Cedars-Sinai Medical Center in Los Angeles, California announced on Sunday that its researchers recently received a $2.5 million federal grant, provided by the United States Department of Defense, to continue the organization’s research projects into novel treatments for Amytrophic Lateral Sclerosis (ALS), also known as Lou Gehrig’s disease.
With the new funding, Cedars-Sinai Medical Center will launch a new research project, which will involve injecting a virus carrying curative proteins into rat nerve fibers in order to discover a way to fight ALS. The goal of this new treatment approach is to place the fighting protein directly into the nerve fibers, at the exact site of the disease.

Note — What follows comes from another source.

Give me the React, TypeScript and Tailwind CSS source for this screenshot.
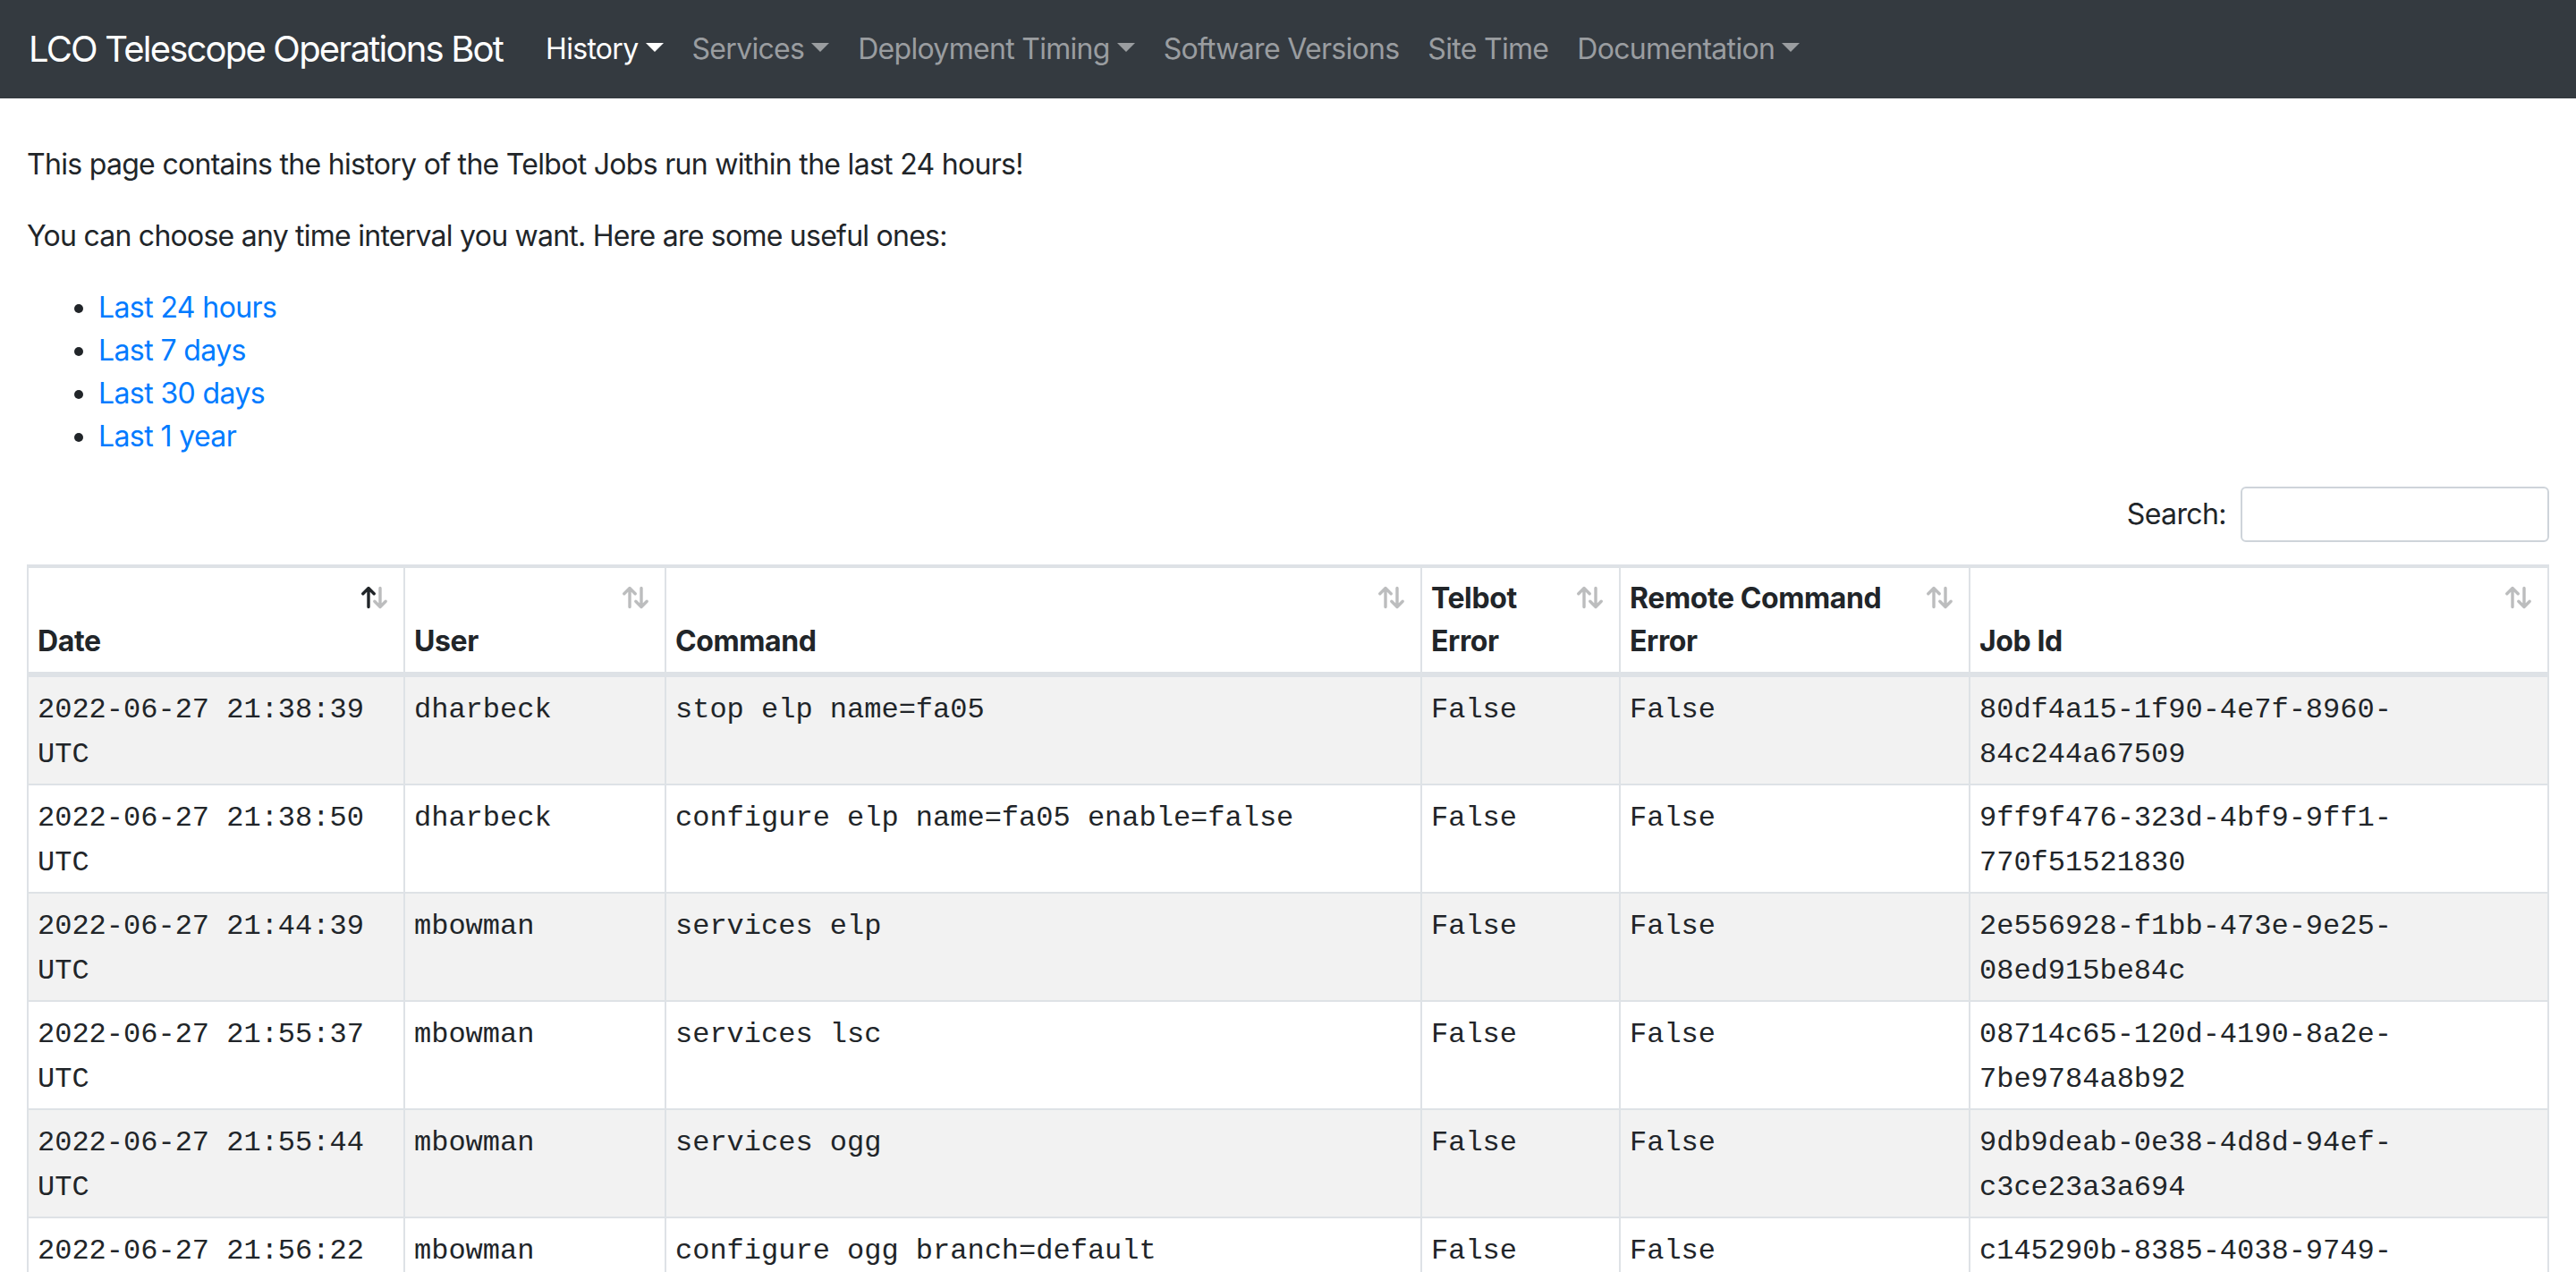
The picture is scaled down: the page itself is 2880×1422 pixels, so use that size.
import React from "react";

type Job = {
  date: string;
  user: string;
  command: string;
  telbotError: string;
  remoteError: string;
  jobId: string;
};

const jobs: Job[] = [
  { date: "2022-06-27 21:38:39 UTC", user: "dharbeck", command: "stop elp name=fa05", telbotError: "False", remoteError: "False", jobId: "80df4a15-1f90-4e7f-8960-84c244a67509" },
  { date: "2022-06-27 21:38:50 UTC", user: "dharbeck", command: "configure elp name=fa05 enable=false", telbotError: "False", remoteError: "False", jobId: "9ff9f476-323d-4bf9-9ff1-770f51521830" },
  { date: "2022-06-27 21:44:39 UTC", user: "mbowman", command: "services elp", telbotError: "False", remoteError: "False", jobId: "2e556928-f1bb-473e-9e25-08ed915be84c" },
  { date: "2022-06-27 21:55:37 UTC", user: "mbowman", command: "services lsc", telbotError: "False", remoteError: "False", jobId: "08714c65-120d-4190-8a2e-7be9784a8b92" },
  { date: "2022-06-27 21:55:44 UTC", user: "mbowman", command: "services ogg", telbotError: "False", remoteError: "False", jobId: "9db9deab-0e38-4d8d-94ef-c3ce23a3a694" },
  { date: "2022-06-27 21:56:22 UTC", user: "mbowman", command: "configure ogg branch=default", telbotError: "False", remoteError: "False", jobId: "c145290b-8385-4038-9749-5d1e2a7f0b63" },
  { date: "2022-06-27 21:57:10 UTC", user: "mbowman", command: "services ogg", telbotError: "False", remoteError: "False", jobId: "4a1f0c2e-77b3-4c1d-a0e9-3b6f8d2c9e41" },
];

const navItems = [
  { label: "History", dropdown: true, active: true },
  { label: "Services", dropdown: true },
  { label: "Deployment Timing", dropdown: true },
  { label: "Software Versions" },
  { label: "Site Time" },
  { label: "Documentation", dropdown: true },
];

const columns = [
  { label: "Date", width: "w-[421px]", active: true },
  { label: "User", width: "w-[292px]" },
  { label: "Command", width: "w-[845px]" },
  { label: "Telbot Error", width: "w-[222px]" },
  { label: "Remote Command Error", width: "w-[391px]" },
  { label: "Job Id", width: "" },
];

const ranges = ["Last 24 hours", "Last 7 days", "Last 30 days", "Last 1 year"];

function Caret() {
  return (
    <span className="ml-[8px] inline-block align-[8px] w-0 h-0 border-t-[10px] border-x-[10px] border-b-0 border-t-current border-x-transparent" />
  );
}

// datatables-style up/down sort arrows
function SortIcon({ active }: { active?: boolean }) {
  return (
    <svg
      className="absolute right-[17px] top-[20px]"
      width="30"
      height="26"
      viewBox="0 0 30 26"
      fill="none"
      strokeWidth="3.4"
      strokeLinecap="round"
      strokeLinejoin="round"
    >
      <path d="M8 2.5V23.5M1.8 8.7L8 2.5L14.2 8.7" stroke="#212529" opacity={active ? 1 : 0.3} />
      <path d="M21 2.5V23.5M14.8 17.3L21 23.5L27.2 17.3" stroke="#212529" opacity="0.3" />
    </svg>
  );
}

export default function App() {
  return (
    <div className="min-h-screen bg-white text-[#212529] font-['Inter',sans-serif] text-[32px] leading-[48px]">
      <nav className="h-[110px] bg-[#343a40] flex items-center px-[32px]">
        <span className="text-[40px] leading-[60px] text-white mr-[32px] tracking-[-1.8px]">
          LCO Telescope Operations Bot
        </span>
        <ul className="flex items-center">
          {navItems.map((item) => (
            <li
              key={item.label}
              className={`px-[16px] tracking-[-0.7px] ${item.active ? "text-white" : "text-[#9a9da0]"}`}
            >
              {item.label}
              {item.dropdown && <Caret />}
            </li>
          ))}
        </ul>
      </nav>

      <main className="px-[30px] pt-[50px]">
        <p className="mb-[32px] tracking-[-0.7px]">
          This page contains the history of the Telbot Jobs run within the last 24 hours!
        </p>
        <p className="mb-[32px] tracking-[-0.75px]">
          You can choose any time interval you want. Here are some useful ones:
        </p>
        <ul className="list-disc pl-[80px] mb-[32px]">
          {ranges.map((r) => (
            <li key={r} className="tracking-[-0.6px]">
              <a className="text-[#007bff]" href="#">
                {r}
              </a>
            </li>
          ))}
        </ul>

        <div className="flex justify-end items-center mb-[16px]">
          <label className="tracking-[-0.6px]">Search:</label>
          <input
            type="search"
            className="ml-[16px] w-[345px] h-[62px] border-2 border-[#ced4da] rounded-[6px] px-[16px] text-[28px] outline-none"
          />
        </div>

        <table className="w-full table-fixed border-separate border-spacing-0 border-2 border-[#dee2e6] mt-[25px]">
          <thead>
            <tr>
              {columns.map((c, i) => (
                <th
                  key={c.label}
                  className={`${c.width} relative align-bottom text-left font-bold pl-[10px] pr-[60px] py-[10px] border-t-2 border-b-4 border-[#dee2e6] tracking-[-0.4px] ${
                    i < columns.length - 1 ? "border-r-2" : ""
                  }`}
                >
                  {c.label}
                  <SortIcon active={c.active} />
                </th>
              ))}
            </tr>
          </thead>
          <tbody className="font-['Liberation_Mono',monospace] leading-[50px]">
            {jobs.map((j, idx) => {
              const cells = [j.date, j.user, j.command, j.telbotError, j.remoteError, j.jobId];
              return (
                <tr key={j.jobId} className={idx % 2 === 0 ? "bg-[#f2f2f2]" : "bg-white"}>
                  {cells.map((v, i) => (
                    <td
                      key={i}
                      className={`align-top px-[10px] pt-[12px] pb-[7px] border-t-2 border-[#dee2e6] ${
                        i < cells.length - 1 ? "border-r-2" : ""
                      }`}
                    >
                      {v}
                    </td>
                  ))}
                </tr>
              );
            })}
          </tbody>
        </table>
      </main>
    </div>
  );
}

Ever since baseball Hall of Famer Lou Gehrig was diagnosed with the disease, ALS awareness and research has become increasingly high-profile, particularly since war veterans who served overseas appear to be disproportionately affected, the primary motivating factor in the DoD’s decision to fund further research into combatting the disease. ALS is an aggressive disease that attacks nerve endings that are responsible for the body’s muscle control. The progression of the disease eventually leads to paralysis and death.
The hospital’s ongoing research project into ALS treatments, which will be headed by Clive Svendsen, director of the Regenerative Medicine Institute at Cedars-Sinai, will try to determine if a particular virus can be stripped of its genes, attached to a beneficial protein, and injected into the attacked nerves using lab rats.